[DATA SEGMENT]
--- begin ---

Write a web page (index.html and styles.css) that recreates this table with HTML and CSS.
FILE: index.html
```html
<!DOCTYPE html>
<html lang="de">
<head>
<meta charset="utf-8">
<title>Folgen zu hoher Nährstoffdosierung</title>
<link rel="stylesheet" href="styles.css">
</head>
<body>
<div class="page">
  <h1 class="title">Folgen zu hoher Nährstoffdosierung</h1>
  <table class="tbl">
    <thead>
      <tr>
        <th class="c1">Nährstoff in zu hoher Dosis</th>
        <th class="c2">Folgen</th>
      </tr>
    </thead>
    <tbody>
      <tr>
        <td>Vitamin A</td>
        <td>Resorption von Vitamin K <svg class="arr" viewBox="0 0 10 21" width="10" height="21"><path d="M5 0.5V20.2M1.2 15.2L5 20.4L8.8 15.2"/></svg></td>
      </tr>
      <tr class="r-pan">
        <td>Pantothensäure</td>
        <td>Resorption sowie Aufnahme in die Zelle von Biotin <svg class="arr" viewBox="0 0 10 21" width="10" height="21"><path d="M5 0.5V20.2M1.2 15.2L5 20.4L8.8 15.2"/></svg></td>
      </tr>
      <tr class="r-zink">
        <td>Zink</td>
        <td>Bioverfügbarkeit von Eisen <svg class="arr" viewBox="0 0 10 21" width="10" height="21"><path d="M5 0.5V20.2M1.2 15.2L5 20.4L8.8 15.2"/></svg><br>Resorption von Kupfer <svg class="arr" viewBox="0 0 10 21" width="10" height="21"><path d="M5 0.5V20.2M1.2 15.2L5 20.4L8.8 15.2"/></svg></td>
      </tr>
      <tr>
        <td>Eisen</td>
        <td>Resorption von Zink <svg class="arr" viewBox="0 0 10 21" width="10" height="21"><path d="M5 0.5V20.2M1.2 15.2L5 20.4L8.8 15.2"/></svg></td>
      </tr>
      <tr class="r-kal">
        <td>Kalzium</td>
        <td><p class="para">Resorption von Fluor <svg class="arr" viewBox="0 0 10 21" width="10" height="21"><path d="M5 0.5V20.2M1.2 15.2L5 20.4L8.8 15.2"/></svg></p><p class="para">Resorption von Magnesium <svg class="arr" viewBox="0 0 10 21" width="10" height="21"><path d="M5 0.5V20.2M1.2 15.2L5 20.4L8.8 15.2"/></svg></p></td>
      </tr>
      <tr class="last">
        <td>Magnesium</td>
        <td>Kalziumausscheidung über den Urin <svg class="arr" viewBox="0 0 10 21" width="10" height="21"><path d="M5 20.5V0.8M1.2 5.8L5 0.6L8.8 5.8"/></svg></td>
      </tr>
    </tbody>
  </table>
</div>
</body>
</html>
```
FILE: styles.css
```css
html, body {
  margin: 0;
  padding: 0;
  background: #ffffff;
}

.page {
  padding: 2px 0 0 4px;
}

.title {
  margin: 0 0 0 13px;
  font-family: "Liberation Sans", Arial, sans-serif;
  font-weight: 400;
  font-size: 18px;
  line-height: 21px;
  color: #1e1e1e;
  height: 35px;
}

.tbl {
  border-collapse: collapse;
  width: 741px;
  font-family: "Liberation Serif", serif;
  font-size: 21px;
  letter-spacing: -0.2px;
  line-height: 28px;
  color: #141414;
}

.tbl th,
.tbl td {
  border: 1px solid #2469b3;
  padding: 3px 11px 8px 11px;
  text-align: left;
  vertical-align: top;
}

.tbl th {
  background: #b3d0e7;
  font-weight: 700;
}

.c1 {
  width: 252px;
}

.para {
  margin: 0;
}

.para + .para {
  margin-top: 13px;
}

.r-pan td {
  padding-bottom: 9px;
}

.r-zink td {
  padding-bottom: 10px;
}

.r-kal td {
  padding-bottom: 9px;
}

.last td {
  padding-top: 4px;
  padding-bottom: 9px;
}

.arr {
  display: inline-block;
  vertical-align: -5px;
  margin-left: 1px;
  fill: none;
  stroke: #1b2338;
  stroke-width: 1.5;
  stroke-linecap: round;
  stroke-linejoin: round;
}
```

--- end ---

[DESCRIPTION OF THE TASK]
Give the material above again, word for word.

[RESPONSE BELOW]
Write a web page (index.html and styles.css) that recreates this table with HTML and CSS.
FILE: index.html
```html
<!DOCTYPE html>
<html lang="de">
<head>
<meta charset="utf-8">
<title>Folgen zu hoher Nährstoffdosierung</title>
<link rel="stylesheet" href="styles.css">
</head>
<body>
<div class="page">
  <h1 class="title">Folgen zu hoher Nährstoffdosierung</h1>
  <table class="tbl">
    <thead>
      <tr>
        <th class="c1">Nährstoff in zu hoher Dosis</th>
        <th class="c2">Folgen</th>
      </tr>
    </thead>
    <tbody>
      <tr>
        <td>Vitamin A</td>
        <td>Resorption von Vitamin K <svg class="arr" viewBox="0 0 10 21" width="10" height="21"><path d="M5 0.5V20.2M1.2 15.2L5 20.4L8.8 15.2"/></svg></td>
      </tr>
      <tr class="r-pan">
        <td>Pantothensäure</td>
        <td>Resorption sowie Aufnahme in die Zelle von Biotin <svg class="arr" viewBox="0 0 10 21" width="10" height="21"><path d="M5 0.5V20.2M1.2 15.2L5 20.4L8.8 15.2"/></svg></td>
      </tr>
      <tr class="r-zink">
        <td>Zink</td>
        <td>Bioverfügbarkeit von Eisen <svg class="arr" viewBox="0 0 10 21" width="10" height="21"><path d="M5 0.5V20.2M1.2 15.2L5 20.4L8.8 15.2"/></svg><br>Resorption von Kupfer <svg class="arr" viewBox="0 0 10 21" width="10" height="21"><path d="M5 0.5V20.2M1.2 15.2L5 20.4L8.8 15.2"/></svg></td>
      </tr>
      <tr>
        <td>Eisen</td>
        <td>Resorption von Zink <svg class="arr" viewBox="0 0 10 21" width="10" height="21"><path d="M5 0.5V20.2M1.2 15.2L5 20.4L8.8 15.2"/></svg></td>
      </tr>
      <tr class="r-kal">
        <td>Kalzium</td>
        <td><p class="para">Resorption von Fluor <svg class="arr" viewBox="0 0 10 21" width="10" height="21"><path d="M5 0.5V20.2M1.2 15.2L5 20.4L8.8 15.2"/></svg></p><p class="para">Resorption von Magnesium <svg class="arr" viewBox="0 0 10 21" width="10" height="21"><path d="M5 0.5V20.2M1.2 15.2L5 20.4L8.8 15.2"/></svg></p></td>
      </tr>
      <tr class="last">
        <td>Magnesium</td>
        <td>Kalziumausscheidung über den Urin <svg class="arr" viewBox="0 0 10 21" width="10" height="21"><path d="M5 20.5V0.8M1.2 5.8L5 0.6L8.8 5.8"/></svg></td>
      </tr>
    </tbody>
  </table>
</div>
</body>
</html>
```
FILE: styles.css
```css
html, body {
  margin: 0;
  padding: 0;
  background: #ffffff;
}

.page {
  padding: 2px 0 0 4px;
}

.title {
  margin: 0 0 0 13px;
  font-family: "Liberation Sans", Arial, sans-serif;
  font-weight: 400;
  font-size: 18px;
  line-height: 21px;
  color: #1e1e1e;
  height: 35px;
}

.tbl {
  border-collapse: collapse;
  width: 741px;
  font-family: "Liberation Serif", serif;
  font-size: 21px;
  letter-spacing: -0.2px;
  line-height: 28px;
  color: #141414;
}

.tbl th,
.tbl td {
  border: 1px solid #2469b3;
  padding: 3px 11px 8px 11px;
  text-align: left;
  vertical-align: top;
}

.tbl th {
  background: #b3d0e7;
  font-weight: 700;
}

.c1 {
  width: 252px;
}

.para {
  margin: 0;
}

.para + .para {
  margin-top: 13px;
}

.r-pan td {
  padding-bottom: 9px;
}

.r-zink td {
  padding-bottom: 10px;
}

.r-kal td {
  padding-bottom: 9px;
}

.last td {
  padding-top: 4px;
  padding-bottom: 9px;
}

.arr {
  display: inline-block;
  vertical-align: -5px;
  margin-left: 1px;
  fill: none;
  stroke: #1b2338;
  stroke-width: 1.5;
  stroke-linecap: round;
  stroke-linejoin: round;
}
```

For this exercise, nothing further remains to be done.